--- START Exercise data ---

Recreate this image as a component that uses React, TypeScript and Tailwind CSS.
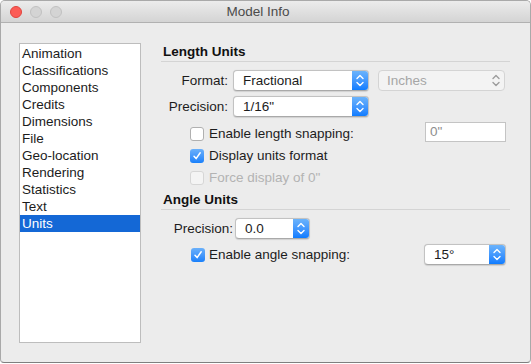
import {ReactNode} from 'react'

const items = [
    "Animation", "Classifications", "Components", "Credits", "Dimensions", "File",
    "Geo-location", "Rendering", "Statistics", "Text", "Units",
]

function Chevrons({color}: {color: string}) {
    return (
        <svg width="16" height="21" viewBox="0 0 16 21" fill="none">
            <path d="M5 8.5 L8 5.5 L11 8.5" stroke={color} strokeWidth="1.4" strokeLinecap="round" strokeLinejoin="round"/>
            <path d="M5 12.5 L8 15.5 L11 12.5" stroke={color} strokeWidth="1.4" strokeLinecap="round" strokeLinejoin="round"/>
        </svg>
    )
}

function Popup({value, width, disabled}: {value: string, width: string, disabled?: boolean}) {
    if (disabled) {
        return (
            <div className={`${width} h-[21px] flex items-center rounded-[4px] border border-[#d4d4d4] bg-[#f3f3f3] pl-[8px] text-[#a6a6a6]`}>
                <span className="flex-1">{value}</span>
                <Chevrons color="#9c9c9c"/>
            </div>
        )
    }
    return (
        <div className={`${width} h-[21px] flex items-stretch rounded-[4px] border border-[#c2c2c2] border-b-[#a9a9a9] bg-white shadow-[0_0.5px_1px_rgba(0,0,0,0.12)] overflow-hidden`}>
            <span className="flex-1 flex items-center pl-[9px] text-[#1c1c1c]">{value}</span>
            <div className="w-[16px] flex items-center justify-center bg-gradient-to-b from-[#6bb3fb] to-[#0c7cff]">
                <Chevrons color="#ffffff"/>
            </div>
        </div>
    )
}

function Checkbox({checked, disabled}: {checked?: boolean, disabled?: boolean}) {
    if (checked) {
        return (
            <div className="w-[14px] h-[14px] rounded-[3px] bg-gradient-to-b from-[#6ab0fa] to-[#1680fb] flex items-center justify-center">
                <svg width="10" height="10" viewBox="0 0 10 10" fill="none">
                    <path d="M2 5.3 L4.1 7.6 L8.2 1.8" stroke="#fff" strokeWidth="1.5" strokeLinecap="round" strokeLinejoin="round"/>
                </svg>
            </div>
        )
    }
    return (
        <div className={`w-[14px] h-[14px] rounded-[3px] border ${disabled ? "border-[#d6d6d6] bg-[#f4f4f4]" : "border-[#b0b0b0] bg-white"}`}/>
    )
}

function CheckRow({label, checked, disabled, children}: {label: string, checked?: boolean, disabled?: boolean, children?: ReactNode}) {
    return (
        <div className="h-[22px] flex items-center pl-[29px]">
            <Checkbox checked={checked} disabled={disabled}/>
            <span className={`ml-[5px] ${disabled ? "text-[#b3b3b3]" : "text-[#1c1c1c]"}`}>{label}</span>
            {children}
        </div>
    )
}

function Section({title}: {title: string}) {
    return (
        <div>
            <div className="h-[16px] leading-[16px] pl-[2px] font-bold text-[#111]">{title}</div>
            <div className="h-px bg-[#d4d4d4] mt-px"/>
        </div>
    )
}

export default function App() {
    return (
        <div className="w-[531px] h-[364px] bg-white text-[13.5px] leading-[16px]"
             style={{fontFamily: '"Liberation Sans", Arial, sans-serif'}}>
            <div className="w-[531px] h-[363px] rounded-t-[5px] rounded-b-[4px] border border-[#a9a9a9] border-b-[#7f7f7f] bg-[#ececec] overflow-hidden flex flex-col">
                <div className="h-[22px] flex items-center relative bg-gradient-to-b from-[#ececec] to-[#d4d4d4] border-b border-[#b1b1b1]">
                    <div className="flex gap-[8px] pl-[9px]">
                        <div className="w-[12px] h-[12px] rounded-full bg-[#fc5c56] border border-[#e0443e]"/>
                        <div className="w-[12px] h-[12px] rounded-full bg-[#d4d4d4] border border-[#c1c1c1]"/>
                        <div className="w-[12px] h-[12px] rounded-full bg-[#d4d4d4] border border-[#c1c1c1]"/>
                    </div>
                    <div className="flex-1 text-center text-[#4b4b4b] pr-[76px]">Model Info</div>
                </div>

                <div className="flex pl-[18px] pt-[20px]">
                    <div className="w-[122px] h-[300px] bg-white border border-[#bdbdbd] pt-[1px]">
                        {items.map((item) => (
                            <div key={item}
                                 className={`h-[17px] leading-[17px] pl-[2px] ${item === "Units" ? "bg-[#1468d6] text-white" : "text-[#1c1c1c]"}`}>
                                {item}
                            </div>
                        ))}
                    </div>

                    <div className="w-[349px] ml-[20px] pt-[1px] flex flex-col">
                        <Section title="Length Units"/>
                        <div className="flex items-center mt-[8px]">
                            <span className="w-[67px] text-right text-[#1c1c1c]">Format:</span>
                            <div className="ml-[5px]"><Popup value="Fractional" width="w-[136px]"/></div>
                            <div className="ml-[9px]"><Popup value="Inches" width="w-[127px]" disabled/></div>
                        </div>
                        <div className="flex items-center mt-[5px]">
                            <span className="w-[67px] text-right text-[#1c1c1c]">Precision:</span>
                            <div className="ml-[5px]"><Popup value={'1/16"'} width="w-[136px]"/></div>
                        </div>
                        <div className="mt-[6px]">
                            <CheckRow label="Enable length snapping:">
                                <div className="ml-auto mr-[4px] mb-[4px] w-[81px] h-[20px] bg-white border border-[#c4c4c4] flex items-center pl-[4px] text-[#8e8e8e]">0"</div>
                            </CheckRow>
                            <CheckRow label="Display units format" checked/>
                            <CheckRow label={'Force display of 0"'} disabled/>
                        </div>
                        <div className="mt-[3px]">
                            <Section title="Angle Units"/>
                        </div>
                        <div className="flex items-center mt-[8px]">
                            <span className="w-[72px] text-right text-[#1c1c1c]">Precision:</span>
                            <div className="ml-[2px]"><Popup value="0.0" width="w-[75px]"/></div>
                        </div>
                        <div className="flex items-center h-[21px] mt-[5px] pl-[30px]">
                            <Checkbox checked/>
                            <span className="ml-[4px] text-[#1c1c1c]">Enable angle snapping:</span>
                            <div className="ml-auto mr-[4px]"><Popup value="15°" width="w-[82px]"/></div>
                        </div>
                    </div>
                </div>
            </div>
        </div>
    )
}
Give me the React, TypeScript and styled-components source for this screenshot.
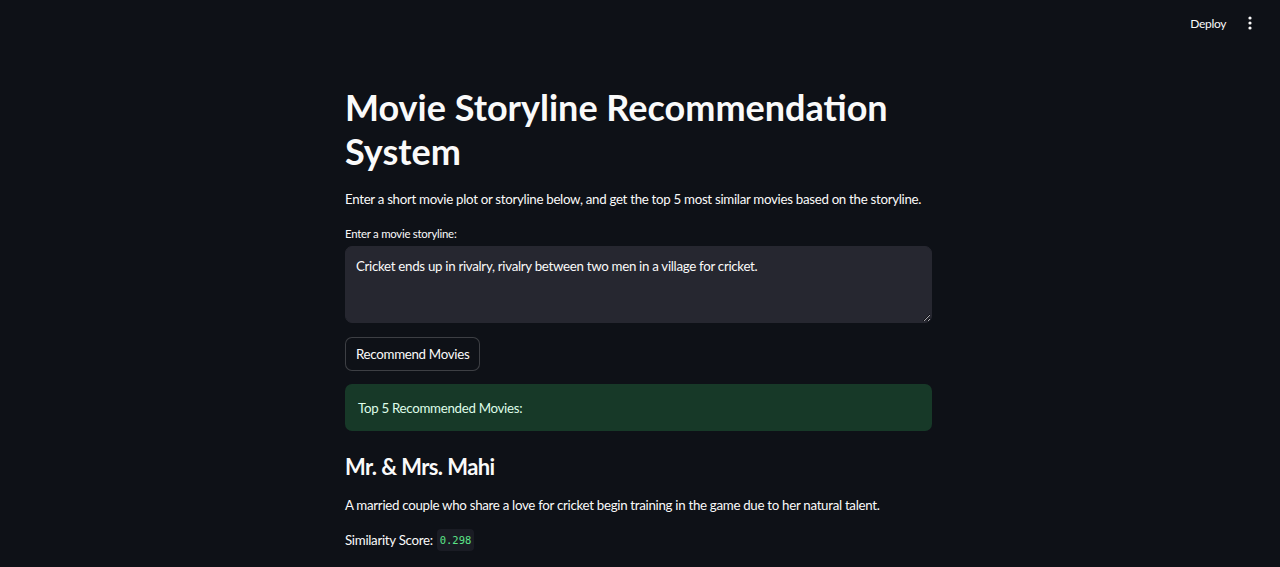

--- END Exercise data ---

Above are records with pictures; repeat the records exactly and leave the pictures out.

Recreate this image as a component that uses React, TypeScript and Tailwind CSS.
import {ReactNode} from 'react'

const items = [
    "Animation", "Classifications", "Components", "Credits", "Dimensions", "File",
    "Geo-location", "Rendering", "Statistics", "Text", "Units",
]

function Chevrons({color}: {color: string}) {
    return (
        <svg width="16" height="21" viewBox="0 0 16 21" fill="none">
            <path d="M5 8.5 L8 5.5 L11 8.5" stroke={color} strokeWidth="1.4" strokeLinecap="round" strokeLinejoin="round"/>
            <path d="M5 12.5 L8 15.5 L11 12.5" stroke={color} strokeWidth="1.4" strokeLinecap="round" strokeLinejoin="round"/>
        </svg>
    )
}

function Popup({value, width, disabled}: {value: string, width: string, disabled?: boolean}) {
    if (disabled) {
        return (
            <div className={`${width} h-[21px] flex items-center rounded-[4px] border border-[#d4d4d4] bg-[#f3f3f3] pl-[8px] text-[#a6a6a6]`}>
                <span className="flex-1">{value}</span>
                <Chevrons color="#9c9c9c"/>
            </div>
        )
    }
    return (
        <div className={`${width} h-[21px] flex items-stretch rounded-[4px] border border-[#c2c2c2] border-b-[#a9a9a9] bg-white shadow-[0_0.5px_1px_rgba(0,0,0,0.12)] overflow-hidden`}>
            <span className="flex-1 flex items-center pl-[9px] text-[#1c1c1c]">{value}</span>
            <div className="w-[16px] flex items-center justify-center bg-gradient-to-b from-[#6bb3fb] to-[#0c7cff]">
                <Chevrons color="#ffffff"/>
            </div>
        </div>
    )
}

function Checkbox({checked, disabled}: {checked?: boolean, disabled?: boolean}) {
    if (checked) {
        return (
            <div className="w-[14px] h-[14px] rounded-[3px] bg-gradient-to-b from-[#6ab0fa] to-[#1680fb] flex items-center justify-center">
                <svg width="10" height="10" viewBox="0 0 10 10" fill="none">
                    <path d="M2 5.3 L4.1 7.6 L8.2 1.8" stroke="#fff" strokeWidth="1.5" strokeLinecap="round" strokeLinejoin="round"/>
                </svg>
            </div>
        )
    }
    return (
        <div className={`w-[14px] h-[14px] rounded-[3px] border ${disabled ? "border-[#d6d6d6] bg-[#f4f4f4]" : "border-[#b0b0b0] bg-white"}`}/>
    )
}

function CheckRow({label, checked, disabled, children}: {label: string, checked?: boolean, disabled?: boolean, children?: ReactNode}) {
    return (
        <div className="h-[22px] flex items-center pl-[29px]">
            <Checkbox checked={checked} disabled={disabled}/>
            <span className={`ml-[5px] ${disabled ? "text-[#b3b3b3]" : "text-[#1c1c1c]"}`}>{label}</span>
            {children}
        </div>
    )
}

function Section({title}: {title: string}) {
    return (
        <div>
            <div className="h-[16px] leading-[16px] pl-[2px] font-bold text-[#111]">{title}</div>
            <div className="h-px bg-[#d4d4d4] mt-px"/>
        </div>
    )
}

export default function App() {
    return (
        <div className="w-[531px] h-[364px] bg-white text-[13.5px] leading-[16px]"
             style={{fontFamily: '"Liberation Sans", Arial, sans-serif'}}>
            <div className="w-[531px] h-[363px] rounded-t-[5px] rounded-b-[4px] border border-[#a9a9a9] border-b-[#7f7f7f] bg-[#ececec] overflow-hidden flex flex-col">
                <div className="h-[22px] flex items-center relative bg-gradient-to-b from-[#ececec] to-[#d4d4d4] border-b border-[#b1b1b1]">
                    <div className="flex gap-[8px] pl-[9px]">
                        <div className="w-[12px] h-[12px] rounded-full bg-[#fc5c56] border border-[#e0443e]"/>
                        <div className="w-[12px] h-[12px] rounded-full bg-[#d4d4d4] border border-[#c1c1c1]"/>
                        <div className="w-[12px] h-[12px] rounded-full bg-[#d4d4d4] border border-[#c1c1c1]"/>
                    </div>
                    <div className="flex-1 text-center text-[#4b4b4b] pr-[76px]">Model Info</div>
                </div>

                <div className="flex pl-[18px] pt-[20px]">
                    <div className="w-[122px] h-[300px] bg-white border border-[#bdbdbd] pt-[1px]">
                        {items.map((item) => (
                            <div key={item}
                                 className={`h-[17px] leading-[17px] pl-[2px] ${item === "Units" ? "bg-[#1468d6] text-white" : "text-[#1c1c1c]"}`}>
                                {item}
                            </div>
                        ))}
                    </div>

                    <div className="w-[349px] ml-[20px] pt-[1px] flex flex-col">
                        <Section title="Length Units"/>
                        <div className="flex items-center mt-[8px]">
                            <span className="w-[67px] text-right text-[#1c1c1c]">Format:</span>
                            <div className="ml-[5px]"><Popup value="Fractional" width="w-[136px]"/></div>
                            <div className="ml-[9px]"><Popup value="Inches" width="w-[127px]" disabled/></div>
                        </div>
                        <div className="flex items-center mt-[5px]">
                            <span className="w-[67px] text-right text-[#1c1c1c]">Precision:</span>
                            <div className="ml-[5px]"><Popup value={'1/16"'} width="w-[136px]"/></div>
                        </div>
                        <div className="mt-[6px]">
                            <CheckRow label="Enable length snapping:">
                                <div className="ml-auto mr-[4px] mb-[4px] w-[81px] h-[20px] bg-white border border-[#c4c4c4] flex items-center pl-[4px] text-[#8e8e8e]">0"</div>
                            </CheckRow>
                            <CheckRow label="Display units format" checked/>
                            <CheckRow label={'Force display of 0"'} disabled/>
                        </div>
                        <div className="mt-[3px]">
                            <Section title="Angle Units"/>
                        </div>
                        <div className="flex items-center mt-[8px]">
                            <span className="w-[72px] text-right text-[#1c1c1c]">Precision:</span>
                            <div className="ml-[2px]"><Popup value="0.0" width="w-[75px]"/></div>
                        </div>
                        <div className="flex items-center h-[21px] mt-[5px] pl-[30px]">
                            <Checkbox checked/>
                            <span className="ml-[4px] text-[#1c1c1c]">Enable angle snapping:</span>
                            <div className="ml-auto mr-[4px]"><Popup value="15°" width="w-[82px]"/></div>
                        </div>
                    </div>
                </div>
            </div>
        </div>
    )
}
Give me the React, TypeScript and styled-components source for this screenshot.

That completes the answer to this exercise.